Set the listing down again exactly, please, apart from its pictures.

DATASET EXTRACT:
++++++++++

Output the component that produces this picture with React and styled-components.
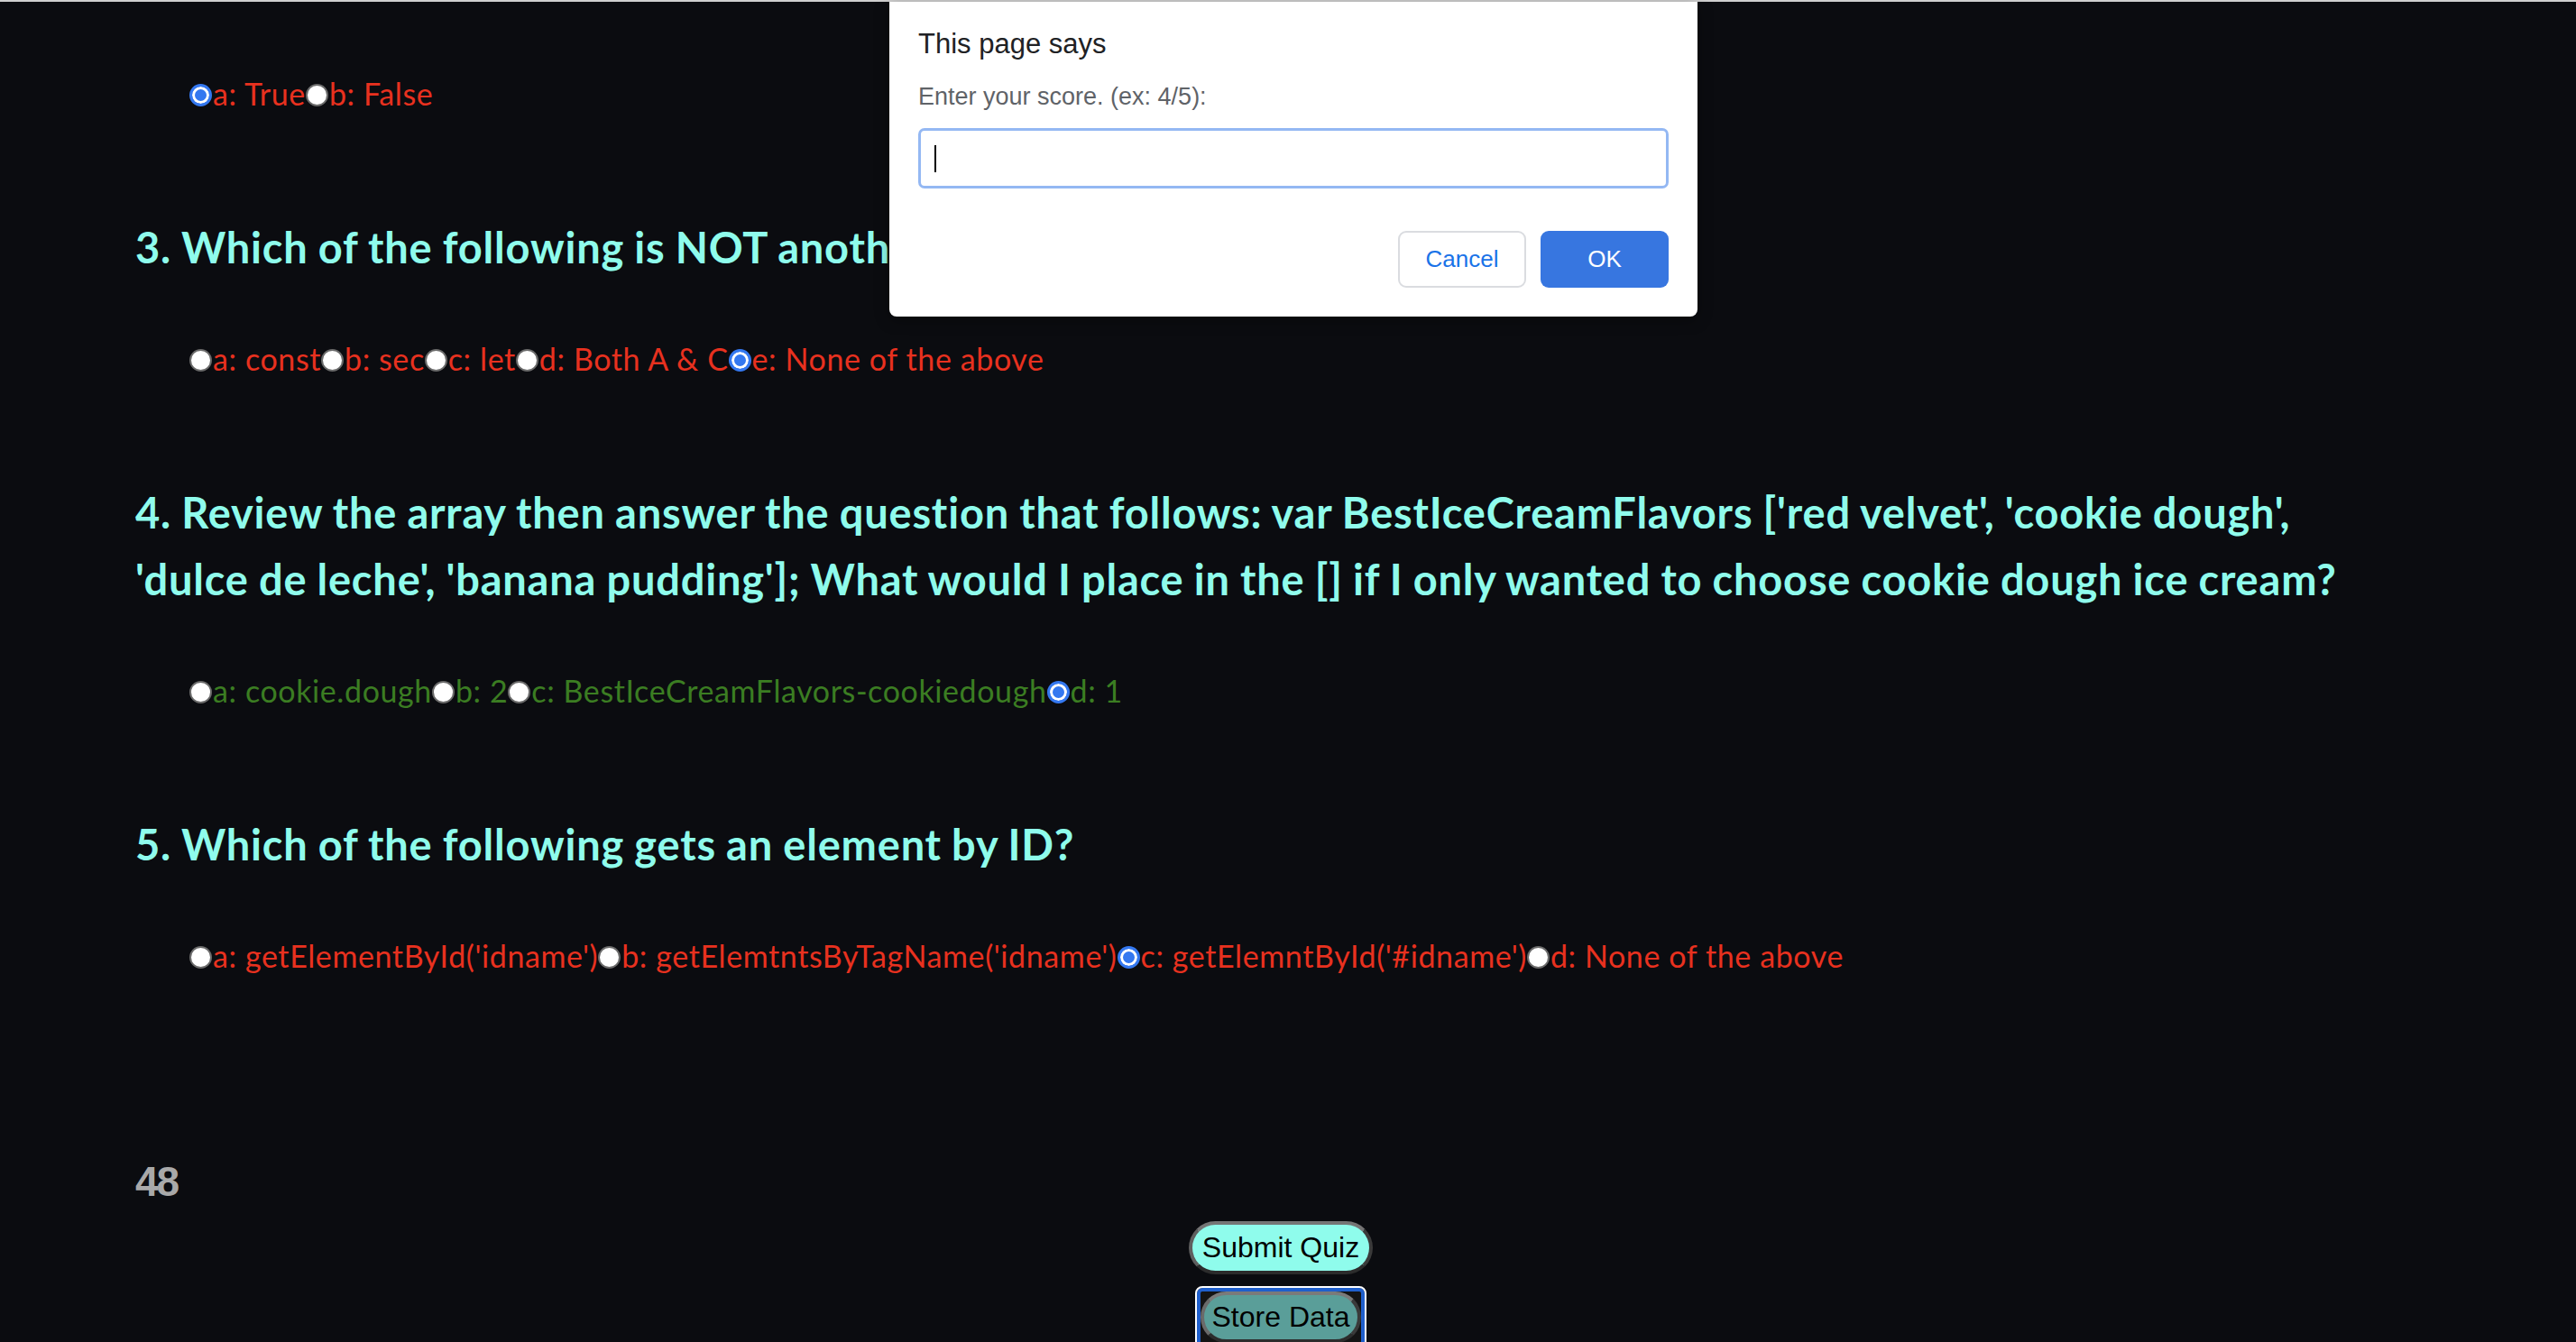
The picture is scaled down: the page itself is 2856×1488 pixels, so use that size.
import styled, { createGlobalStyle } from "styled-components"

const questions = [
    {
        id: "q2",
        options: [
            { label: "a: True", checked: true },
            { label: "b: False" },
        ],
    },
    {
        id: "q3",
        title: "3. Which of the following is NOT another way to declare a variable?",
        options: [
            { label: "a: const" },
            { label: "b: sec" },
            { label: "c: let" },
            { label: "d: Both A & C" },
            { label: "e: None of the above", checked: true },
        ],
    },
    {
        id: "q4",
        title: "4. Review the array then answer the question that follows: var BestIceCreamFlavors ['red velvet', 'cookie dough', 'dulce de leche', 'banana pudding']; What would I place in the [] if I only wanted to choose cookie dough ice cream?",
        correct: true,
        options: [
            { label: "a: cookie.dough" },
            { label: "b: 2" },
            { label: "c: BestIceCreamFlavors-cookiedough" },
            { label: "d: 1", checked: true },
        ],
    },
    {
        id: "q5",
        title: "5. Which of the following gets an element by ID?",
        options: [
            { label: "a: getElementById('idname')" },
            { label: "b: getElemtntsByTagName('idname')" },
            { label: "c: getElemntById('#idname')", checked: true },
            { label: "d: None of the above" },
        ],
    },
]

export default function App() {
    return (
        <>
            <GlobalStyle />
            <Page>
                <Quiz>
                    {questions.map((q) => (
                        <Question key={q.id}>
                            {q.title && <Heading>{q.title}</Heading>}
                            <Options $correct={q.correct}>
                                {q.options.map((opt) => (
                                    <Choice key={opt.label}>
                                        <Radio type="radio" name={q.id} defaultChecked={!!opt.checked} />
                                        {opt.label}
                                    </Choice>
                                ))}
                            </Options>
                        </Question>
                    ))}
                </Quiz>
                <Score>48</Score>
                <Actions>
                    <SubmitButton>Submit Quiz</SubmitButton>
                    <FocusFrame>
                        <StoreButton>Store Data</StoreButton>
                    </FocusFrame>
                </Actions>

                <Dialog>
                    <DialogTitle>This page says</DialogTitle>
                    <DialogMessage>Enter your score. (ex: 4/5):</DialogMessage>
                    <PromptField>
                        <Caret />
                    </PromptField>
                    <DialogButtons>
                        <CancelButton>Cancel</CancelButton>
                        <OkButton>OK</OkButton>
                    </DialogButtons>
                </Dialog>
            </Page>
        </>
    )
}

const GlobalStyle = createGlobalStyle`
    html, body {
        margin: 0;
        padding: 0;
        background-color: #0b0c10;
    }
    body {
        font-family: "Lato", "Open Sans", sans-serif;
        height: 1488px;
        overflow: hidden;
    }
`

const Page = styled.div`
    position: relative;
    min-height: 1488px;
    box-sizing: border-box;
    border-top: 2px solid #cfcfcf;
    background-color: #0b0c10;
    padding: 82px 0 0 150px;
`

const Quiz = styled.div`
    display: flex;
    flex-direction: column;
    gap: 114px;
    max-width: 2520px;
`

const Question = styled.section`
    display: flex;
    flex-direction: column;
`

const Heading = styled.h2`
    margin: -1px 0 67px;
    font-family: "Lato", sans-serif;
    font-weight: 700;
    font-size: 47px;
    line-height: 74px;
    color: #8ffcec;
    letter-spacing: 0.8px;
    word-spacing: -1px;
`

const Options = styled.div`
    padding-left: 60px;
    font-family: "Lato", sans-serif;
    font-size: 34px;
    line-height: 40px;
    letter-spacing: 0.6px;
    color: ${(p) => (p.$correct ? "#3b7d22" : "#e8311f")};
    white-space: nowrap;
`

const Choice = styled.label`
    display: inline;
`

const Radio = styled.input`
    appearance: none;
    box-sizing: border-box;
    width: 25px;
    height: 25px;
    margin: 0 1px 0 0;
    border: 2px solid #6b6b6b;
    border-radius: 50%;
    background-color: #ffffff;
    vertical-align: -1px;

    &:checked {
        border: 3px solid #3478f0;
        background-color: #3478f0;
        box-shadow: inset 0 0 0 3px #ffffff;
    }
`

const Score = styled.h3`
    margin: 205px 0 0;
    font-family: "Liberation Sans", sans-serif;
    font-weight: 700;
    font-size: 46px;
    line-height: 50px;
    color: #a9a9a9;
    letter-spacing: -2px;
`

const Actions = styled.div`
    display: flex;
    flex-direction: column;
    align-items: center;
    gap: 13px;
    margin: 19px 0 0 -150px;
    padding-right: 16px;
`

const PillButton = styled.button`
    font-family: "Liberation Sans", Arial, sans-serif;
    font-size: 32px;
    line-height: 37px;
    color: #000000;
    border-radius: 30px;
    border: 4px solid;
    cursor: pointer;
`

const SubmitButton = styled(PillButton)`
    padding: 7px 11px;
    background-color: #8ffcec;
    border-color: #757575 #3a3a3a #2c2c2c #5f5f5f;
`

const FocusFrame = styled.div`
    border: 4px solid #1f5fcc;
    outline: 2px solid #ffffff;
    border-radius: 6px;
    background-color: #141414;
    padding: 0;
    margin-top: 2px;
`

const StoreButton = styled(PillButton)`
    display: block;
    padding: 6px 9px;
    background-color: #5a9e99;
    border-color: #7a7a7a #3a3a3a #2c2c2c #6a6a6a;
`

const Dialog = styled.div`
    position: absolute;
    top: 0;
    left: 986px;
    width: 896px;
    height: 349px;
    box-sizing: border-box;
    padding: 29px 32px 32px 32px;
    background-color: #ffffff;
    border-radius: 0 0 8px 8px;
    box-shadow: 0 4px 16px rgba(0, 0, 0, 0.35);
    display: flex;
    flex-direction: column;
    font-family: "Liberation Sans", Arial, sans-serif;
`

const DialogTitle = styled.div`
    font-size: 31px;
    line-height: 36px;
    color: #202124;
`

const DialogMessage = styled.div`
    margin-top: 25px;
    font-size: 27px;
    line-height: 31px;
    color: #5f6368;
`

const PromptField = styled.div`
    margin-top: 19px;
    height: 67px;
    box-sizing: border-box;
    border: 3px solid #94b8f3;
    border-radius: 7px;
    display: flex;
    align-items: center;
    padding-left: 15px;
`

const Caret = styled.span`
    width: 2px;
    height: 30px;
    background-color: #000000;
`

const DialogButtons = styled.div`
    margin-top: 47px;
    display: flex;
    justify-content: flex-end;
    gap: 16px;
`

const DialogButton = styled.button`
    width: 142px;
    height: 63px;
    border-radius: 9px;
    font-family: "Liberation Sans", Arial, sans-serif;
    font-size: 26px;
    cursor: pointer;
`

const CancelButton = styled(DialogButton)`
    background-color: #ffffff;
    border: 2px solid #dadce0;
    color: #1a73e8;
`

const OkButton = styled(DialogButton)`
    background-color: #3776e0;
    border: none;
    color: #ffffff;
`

++++++++++

ANSWER:
Output the component that produces this picture with React and styled-components.
The picture is scaled down: the page itself is 2856×1488 pixels, so use that size.
import styled, { createGlobalStyle } from "styled-components"

const questions = [
    {
        id: "q2",
        options: [
            { label: "a: True", checked: true },
            { label: "b: False" },
        ],
    },
    {
        id: "q3",
        title: "3. Which of the following is NOT another way to declare a variable?",
        options: [
            { label: "a: const" },
            { label: "b: sec" },
            { label: "c: let" },
            { label: "d: Both A & C" },
            { label: "e: None of the above", checked: true },
        ],
    },
    {
        id: "q4",
        title: "4. Review the array then answer the question that follows: var BestIceCreamFlavors ['red velvet', 'cookie dough', 'dulce de leche', 'banana pudding']; What would I place in the [] if I only wanted to choose cookie dough ice cream?",
        correct: true,
        options: [
            { label: "a: cookie.dough" },
            { label: "b: 2" },
            { label: "c: BestIceCreamFlavors-cookiedough" },
            { label: "d: 1", checked: true },
        ],
    },
    {
        id: "q5",
        title: "5. Which of the following gets an element by ID?",
        options: [
            { label: "a: getElementById('idname')" },
            { label: "b: getElemtntsByTagName('idname')" },
            { label: "c: getElemntById('#idname')", checked: true },
            { label: "d: None of the above" },
        ],
    },
]

export default function App() {
    return (
        <>
            <GlobalStyle />
            <Page>
                <Quiz>
                    {questions.map((q) => (
                        <Question key={q.id}>
                            {q.title && <Heading>{q.title}</Heading>}
                            <Options $correct={q.correct}>
                                {q.options.map((opt) => (
                                    <Choice key={opt.label}>
                                        <Radio type="radio" name={q.id} defaultChecked={!!opt.checked} />
                                        {opt.label}
                                    </Choice>
                                ))}
                            </Options>
                        </Question>
                    ))}
                </Quiz>
                <Score>48</Score>
                <Actions>
                    <SubmitButton>Submit Quiz</SubmitButton>
                    <FocusFrame>
                        <StoreButton>Store Data</StoreButton>
                    </FocusFrame>
                </Actions>

                <Dialog>
                    <DialogTitle>This page says</DialogTitle>
                    <DialogMessage>Enter your score. (ex: 4/5):</DialogMessage>
                    <PromptField>
                        <Caret />
                    </PromptField>
                    <DialogButtons>
                        <CancelButton>Cancel</CancelButton>
                        <OkButton>OK</OkButton>
                    </DialogButtons>
                </Dialog>
            </Page>
        </>
    )
}

const GlobalStyle = createGlobalStyle`
    html, body {
        margin: 0;
        padding: 0;
        background-color: #0b0c10;
    }
    body {
        font-family: "Lato", "Open Sans", sans-serif;
        height: 1488px;
        overflow: hidden;
    }
`

const Page = styled.div`
    position: relative;
    min-height: 1488px;
    box-sizing: border-box;
    border-top: 2px solid #cfcfcf;
    background-color: #0b0c10;
    padding: 82px 0 0 150px;
`

const Quiz = styled.div`
    display: flex;
    flex-direction: column;
    gap: 114px;
    max-width: 2520px;
`

const Question = styled.section`
    display: flex;
    flex-direction: column;
`

const Heading = styled.h2`
    margin: -1px 0 67px;
    font-family: "Lato", sans-serif;
    font-weight: 700;
    font-size: 47px;
    line-height: 74px;
    color: #8ffcec;
    letter-spacing: 0.8px;
    word-spacing: -1px;
`

const Options = styled.div`
    padding-left: 60px;
    font-family: "Lato", sans-serif;
    font-size: 34px;
    line-height: 40px;
    letter-spacing: 0.6px;
    color: ${(p) => (p.$correct ? "#3b7d22" : "#e8311f")};
    white-space: nowrap;
`

const Choice = styled.label`
    display: inline;
`

const Radio = styled.input`
    appearance: none;
    box-sizing: border-box;
    width: 25px;
    height: 25px;
    margin: 0 1px 0 0;
    border: 2px solid #6b6b6b;
    border-radius: 50%;
    background-color: #ffffff;
    vertical-align: -1px;

    &:checked {
        border: 3px solid #3478f0;
        background-color: #3478f0;
        box-shadow: inset 0 0 0 3px #ffffff;
    }
`

const Score = styled.h3`
    margin: 205px 0 0;
    font-family: "Liberation Sans", sans-serif;
    font-weight: 700;
    font-size: 46px;
    line-height: 50px;
    color: #a9a9a9;
    letter-spacing: -2px;
`

const Actions = styled.div`
    display: flex;
    flex-direction: column;
    align-items: center;
    gap: 13px;
    margin: 19px 0 0 -150px;
    padding-right: 16px;
`

const PillButton = styled.button`
    font-family: "Liberation Sans", Arial, sans-serif;
    font-size: 32px;
    line-height: 37px;
    color: #000000;
    border-radius: 30px;
    border: 4px solid;
    cursor: pointer;
`

const SubmitButton = styled(PillButton)`
    padding: 7px 11px;
    background-color: #8ffcec;
    border-color: #757575 #3a3a3a #2c2c2c #5f5f5f;
`

const FocusFrame = styled.div`
    border: 4px solid #1f5fcc;
    outline: 2px solid #ffffff;
    border-radius: 6px;
    background-color: #141414;
    padding: 0;
    margin-top: 2px;
`

const StoreButton = styled(PillButton)`
    display: block;
    padding: 6px 9px;
    background-color: #5a9e99;
    border-color: #7a7a7a #3a3a3a #2c2c2c #6a6a6a;
`

const Dialog = styled.div`
    position: absolute;
    top: 0;
    left: 986px;
    width: 896px;
    height: 349px;
    box-sizing: border-box;
    padding: 29px 32px 32px 32px;
    background-color: #ffffff;
    border-radius: 0 0 8px 8px;
    box-shadow: 0 4px 16px rgba(0, 0, 0, 0.35);
    display: flex;
    flex-direction: column;
    font-family: "Liberation Sans", Arial, sans-serif;
`

const DialogTitle = styled.div`
    font-size: 31px;
    line-height: 36px;
    color: #202124;
`

const DialogMessage = styled.div`
    margin-top: 25px;
    font-size: 27px;
    line-height: 31px;
    color: #5f6368;
`

const PromptField = styled.div`
    margin-top: 19px;
    height: 67px;
    box-sizing: border-box;
    border: 3px solid #94b8f3;
    border-radius: 7px;
    display: flex;
    align-items: center;
    padding-left: 15px;
`

const Caret = styled.span`
    width: 2px;
    height: 30px;
    background-color: #000000;
`

const DialogButtons = styled.div`
    margin-top: 47px;
    display: flex;
    justify-content: flex-end;
    gap: 16px;
`

const DialogButton = styled.button`
    width: 142px;
    height: 63px;
    border-radius: 9px;
    font-family: "Liberation Sans", Arial, sans-serif;
    font-size: 26px;
    cursor: pointer;
`

const CancelButton = styled(DialogButton)`
    background-color: #ffffff;
    border: 2px solid #dadce0;
    color: #1a73e8;
`

const OkButton = styled(DialogButton)`
    background-color: #3776e0;
    border: none;
    color: #ffffff;
`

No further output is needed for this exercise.